The Prologue to Our Misery

Inquisitive Nok
4 min readFeb 25, 2021

The greatest recent event—that “Atheism is dead,” that the rejection of the gods has ceased to be believable—is even now beginning to cast its first shadows over the West. For the remnant, at least, whose eyes are strong and sensitive enough for this spectacle, some sun seems to have set just now. However, it may be said that the event itself is much too great, too distant, too far from the comprehension of the many, even for the news of it to be thought of as even having arrived yet, not to speak of the notion that many people might know what has really happened here, and what must collapse now that this paradigm has been undermined—all that was built upon it, leaned on it, grew into it; for example, the whole of modern Progressivism.

It began with a creeping sickness within academia in the 1960s. Christianity was the laughing stock of the intellectual world. No serious or sophisticated person believed in any sort of god. Logical positivism was ascendant: anything that could not be observed was not worth discussing. Then Alvin Plantinga showed us all that the minds of others are unobservable, and—fools that we were—we were dragged, kicking and screaming, out of the cave of positivism and into the world of the realists: there really are things out there that are real, even if we can’t observe them with all of our technological marvels. With a single publication, Plantinga had undone 200 years of philosophy; but more than that, he created a beachhead through which the Christians could reassert their presence within the Ivory Tower of academia. You can still see them there today if you know where to look.

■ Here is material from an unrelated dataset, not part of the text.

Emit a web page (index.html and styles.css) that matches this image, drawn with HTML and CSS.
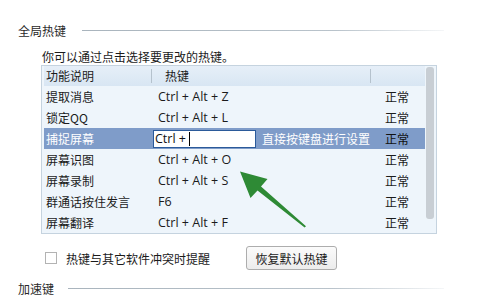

Many have not seen this: they have not been looking, and why should they? This is not the sort of progress upon which utopia is built. Plantinga triggered a regress—no, a restart! Suddenly, academics had to take their Christian colleagues seriously again. Suddenly, Christians had grown-up responses to the challenges posed by Atheism. The New Atheists had a promising strategy in response: do not engage them. Mock them. If you cannot mock them, ignore them. This is a problem that will go away on its own. But then the New Atheism died, and she shall be the first in a very long list of casualties unless we can halt the creeping of this shadow.

There has been some progress, to be sure. For the most part, the Christians more often than not fought each other in the Culture War of the West, and American conservatism is nearly dead—or at least lost her identity—and with it, vast swaths of the Evangelical movement have turned septic. The sex scandal surrounding the Christian preacher Ravi Zacharias caused many to question the legitimacy of Christianity and her standard-bearers. The Great Apostasy among many young pastors and worship leaders was thought by many to be the final gasp of Christianity’s fight for dominance. That leaves only one problem left to solve:

The death of Atheism.

Christians nowadays are of new stock. These ones do not run away at the first sign of resistance. A Latter-Day Saint or a Jehovah’s Witness will politely move on if you express disinterest—or simply ignore them—but the Christians? They do not merely answer: they challenge. They are so bold as to use the methods of their enemies, examining an argument for any weakness, and then deconstructing the entire thing piece by piece. Philosophy—which we also thought long dead—has become a huge obstacle for opponents of Christianity. Philosophy demands that we slow down, that we carefully examine our beliefs. This is a clear barrier to progress. Every day that utopia is not realized is one day too late, and philosophy would hinder our progress still.

We thought we could make logic dependent on the content of our claims, but it would not bend. Never has there been a more rigid system of thinking. Some thought to abandon it wholesale, but that would be to betray all the efforts of the New Atheists, who prized logic and reason above all else. Progressives began to realize, slowly, too slowly, that they have painted themselves into a corner. They tried to feed the Christians mercury, not realizing how much of it they were getting on their own hands.

The Christians saw it before anyone else did, and they also knew of the wisdom of Napoleon: never interrupt your enemy while he is making a mistake.

The new rebel in our time is a skeptic and will not entirely trust anything, and therefore he has no loyalty and he can’t even be a revolutionary. The fact that he doubts everything, and he must doubt everything, bars his way when he wants to denounce anything. For all denunciation implies a moral doctrine, and you can’t believe in a moral doctrine if all things are meaningless. The modern revolutionary doubts not only the institution that he denounces, but the doctrine of moral truth by which he denounces it. As a politician he will cry out that a war is a waste of life, yet as a philosopher he has to admit that all life is a waste of time. A Russian philosopher denounces a policeman for killing a peasant, and then in his other writings proves by the highest philosophical theory that the peasant should have killed himself. A scientist goes to a political meeting where he complains that we are treating native peoples as beasts, and then he goes to a scientific meeting where he proves that we are beasts.

In short, the modern revolutionary, being an infinite skeptic, which he must be, is always engaged in undermining his own mind. In his books on politics he attacks persons for trampling on morality, but in his book on ethics he attacks morality for trampling on persons.

Therefore, the modern rebel has become practically useless for all purposes of revolt. By rebelling against everything, he has lost his right to rebel against anything.